What the task asks — Copy out the data exactly, leaving the pictures behind.

Stored data —
— Start —

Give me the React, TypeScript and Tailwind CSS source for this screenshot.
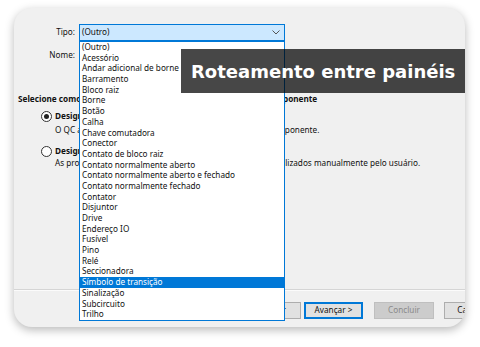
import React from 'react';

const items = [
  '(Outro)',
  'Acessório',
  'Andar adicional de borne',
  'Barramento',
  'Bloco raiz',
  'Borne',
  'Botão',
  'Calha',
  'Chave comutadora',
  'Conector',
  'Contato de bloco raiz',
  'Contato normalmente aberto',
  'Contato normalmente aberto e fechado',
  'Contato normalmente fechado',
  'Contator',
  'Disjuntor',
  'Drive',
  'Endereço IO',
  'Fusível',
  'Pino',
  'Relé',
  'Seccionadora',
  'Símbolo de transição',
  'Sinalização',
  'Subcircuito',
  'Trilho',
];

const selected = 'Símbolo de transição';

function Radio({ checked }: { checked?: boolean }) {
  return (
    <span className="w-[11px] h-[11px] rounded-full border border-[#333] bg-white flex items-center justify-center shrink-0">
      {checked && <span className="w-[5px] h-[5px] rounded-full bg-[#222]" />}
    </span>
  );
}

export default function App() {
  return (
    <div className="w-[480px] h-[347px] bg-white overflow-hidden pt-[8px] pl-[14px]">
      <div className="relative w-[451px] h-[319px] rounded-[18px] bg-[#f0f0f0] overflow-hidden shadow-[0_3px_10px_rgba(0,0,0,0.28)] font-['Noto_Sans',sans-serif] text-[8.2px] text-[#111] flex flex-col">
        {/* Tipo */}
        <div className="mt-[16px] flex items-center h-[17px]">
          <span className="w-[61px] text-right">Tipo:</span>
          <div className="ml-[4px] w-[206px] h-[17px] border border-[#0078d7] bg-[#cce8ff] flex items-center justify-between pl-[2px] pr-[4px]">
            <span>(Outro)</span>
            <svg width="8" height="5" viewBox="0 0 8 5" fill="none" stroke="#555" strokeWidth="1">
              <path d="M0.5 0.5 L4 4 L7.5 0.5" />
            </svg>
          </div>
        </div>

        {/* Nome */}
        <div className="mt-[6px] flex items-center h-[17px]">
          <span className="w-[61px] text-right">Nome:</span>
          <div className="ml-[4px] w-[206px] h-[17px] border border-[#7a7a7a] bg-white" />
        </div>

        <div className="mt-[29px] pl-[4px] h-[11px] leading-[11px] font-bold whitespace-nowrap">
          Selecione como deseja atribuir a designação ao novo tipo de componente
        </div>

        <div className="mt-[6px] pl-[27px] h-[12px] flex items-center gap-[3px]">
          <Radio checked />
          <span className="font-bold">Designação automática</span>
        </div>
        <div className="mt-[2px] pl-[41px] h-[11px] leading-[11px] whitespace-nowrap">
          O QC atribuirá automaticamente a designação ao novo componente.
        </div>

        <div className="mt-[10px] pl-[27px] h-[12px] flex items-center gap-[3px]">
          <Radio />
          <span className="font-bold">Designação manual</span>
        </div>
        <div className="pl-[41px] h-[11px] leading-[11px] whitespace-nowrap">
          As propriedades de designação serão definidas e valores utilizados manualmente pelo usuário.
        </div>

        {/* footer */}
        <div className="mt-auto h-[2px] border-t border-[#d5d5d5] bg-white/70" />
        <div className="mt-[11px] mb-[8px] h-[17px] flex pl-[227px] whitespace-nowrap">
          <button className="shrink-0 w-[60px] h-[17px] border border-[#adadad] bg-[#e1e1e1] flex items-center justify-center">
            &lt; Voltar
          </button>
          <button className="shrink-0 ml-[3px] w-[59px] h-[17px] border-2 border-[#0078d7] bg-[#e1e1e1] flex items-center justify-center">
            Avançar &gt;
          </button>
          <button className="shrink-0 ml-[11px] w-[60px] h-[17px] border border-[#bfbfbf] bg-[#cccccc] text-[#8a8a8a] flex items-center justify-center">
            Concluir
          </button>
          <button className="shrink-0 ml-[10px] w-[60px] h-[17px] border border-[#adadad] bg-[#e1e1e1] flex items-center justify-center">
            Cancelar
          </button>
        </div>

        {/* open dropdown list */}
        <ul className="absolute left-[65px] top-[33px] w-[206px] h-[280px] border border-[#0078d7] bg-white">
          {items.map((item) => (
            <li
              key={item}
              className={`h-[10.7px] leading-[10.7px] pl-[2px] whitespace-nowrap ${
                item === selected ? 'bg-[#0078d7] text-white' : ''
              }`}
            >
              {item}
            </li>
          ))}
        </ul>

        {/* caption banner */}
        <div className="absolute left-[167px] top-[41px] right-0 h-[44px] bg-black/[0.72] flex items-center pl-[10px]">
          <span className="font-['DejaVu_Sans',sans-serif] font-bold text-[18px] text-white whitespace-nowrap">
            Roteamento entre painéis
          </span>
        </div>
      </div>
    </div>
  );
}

— End —

Full response —
Give me the React, TypeScript and Tailwind CSS source for this screenshot.
import React from 'react';

const items = [
  '(Outro)',
  'Acessório',
  'Andar adicional de borne',
  'Barramento',
  'Bloco raiz',
  'Borne',
  'Botão',
  'Calha',
  'Chave comutadora',
  'Conector',
  'Contato de bloco raiz',
  'Contato normalmente aberto',
  'Contato normalmente aberto e fechado',
  'Contato normalmente fechado',
  'Contator',
  'Disjuntor',
  'Drive',
  'Endereço IO',
  'Fusível',
  'Pino',
  'Relé',
  'Seccionadora',
  'Símbolo de transição',
  'Sinalização',
  'Subcircuito',
  'Trilho',
];

const selected = 'Símbolo de transição';

function Radio({ checked }: { checked?: boolean }) {
  return (
    <span className="w-[11px] h-[11px] rounded-full border border-[#333] bg-white flex items-center justify-center shrink-0">
      {checked && <span className="w-[5px] h-[5px] rounded-full bg-[#222]" />}
    </span>
  );
}

export default function App() {
  return (
    <div className="w-[480px] h-[347px] bg-white overflow-hidden pt-[8px] pl-[14px]">
      <div className="relative w-[451px] h-[319px] rounded-[18px] bg-[#f0f0f0] overflow-hidden shadow-[0_3px_10px_rgba(0,0,0,0.28)] font-['Noto_Sans',sans-serif] text-[8.2px] text-[#111] flex flex-col">
        {/* Tipo */}
        <div className="mt-[16px] flex items-center h-[17px]">
          <span className="w-[61px] text-right">Tipo:</span>
          <div className="ml-[4px] w-[206px] h-[17px] border border-[#0078d7] bg-[#cce8ff] flex items-center justify-between pl-[2px] pr-[4px]">
            <span>(Outro)</span>
            <svg width="8" height="5" viewBox="0 0 8 5" fill="none" stroke="#555" strokeWidth="1">
              <path d="M0.5 0.5 L4 4 L7.5 0.5" />
            </svg>
          </div>
        </div>

        {/* Nome */}
        <div className="mt-[6px] flex items-center h-[17px]">
          <span className="w-[61px] text-right">Nome:</span>
          <div className="ml-[4px] w-[206px] h-[17px] border border-[#7a7a7a] bg-white" />
        </div>

        <div className="mt-[29px] pl-[4px] h-[11px] leading-[11px] font-bold whitespace-nowrap">
          Selecione como deseja atribuir a designação ao novo tipo de componente
        </div>

        <div className="mt-[6px] pl-[27px] h-[12px] flex items-center gap-[3px]">
          <Radio checked />
          <span className="font-bold">Designação automática</span>
        </div>
        <div className="mt-[2px] pl-[41px] h-[11px] leading-[11px] whitespace-nowrap">
          O QC atribuirá automaticamente a designação ao novo componente.
        </div>

        <div className="mt-[10px] pl-[27px] h-[12px] flex items-center gap-[3px]">
          <Radio />
          <span className="font-bold">Designação manual</span>
        </div>
        <div className="pl-[41px] h-[11px] leading-[11px] whitespace-nowrap">
          As propriedades de designação serão definidas e valores utilizados manualmente pelo usuário.
        </div>

        {/* footer */}
        <div className="mt-auto h-[2px] border-t border-[#d5d5d5] bg-white/70" />
        <div className="mt-[11px] mb-[8px] h-[17px] flex pl-[227px] whitespace-nowrap">
          <button className="shrink-0 w-[60px] h-[17px] border border-[#adadad] bg-[#e1e1e1] flex items-center justify-center">
            &lt; Voltar
          </button>
          <button className="shrink-0 ml-[3px] w-[59px] h-[17px] border-2 border-[#0078d7] bg-[#e1e1e1] flex items-center justify-center">
            Avançar &gt;
          </button>
          <button className="shrink-0 ml-[11px] w-[60px] h-[17px] border border-[#bfbfbf] bg-[#cccccc] text-[#8a8a8a] flex items-center justify-center">
            Concluir
          </button>
          <button className="shrink-0 ml-[10px] w-[60px] h-[17px] border border-[#adadad] bg-[#e1e1e1] flex items-center justify-center">
            Cancelar
          </button>
        </div>

        {/* open dropdown list */}
        <ul className="absolute left-[65px] top-[33px] w-[206px] h-[280px] border border-[#0078d7] bg-white">
          {items.map((item) => (
            <li
              key={item}
              className={`h-[10.7px] leading-[10.7px] pl-[2px] whitespace-nowrap ${
                item === selected ? 'bg-[#0078d7] text-white' : ''
              }`}
            >
              {item}
            </li>
          ))}
        </ul>

        {/* caption banner */}
        <div className="absolute left-[167px] top-[41px] right-0 h-[44px] bg-black/[0.72] flex items-center pl-[10px]">
          <span className="font-['DejaVu_Sans',sans-serif] font-bold text-[18px] text-white whitespace-nowrap">
            Roteamento entre painéis
          </span>
        </div>
      </div>
    </div>
  );
}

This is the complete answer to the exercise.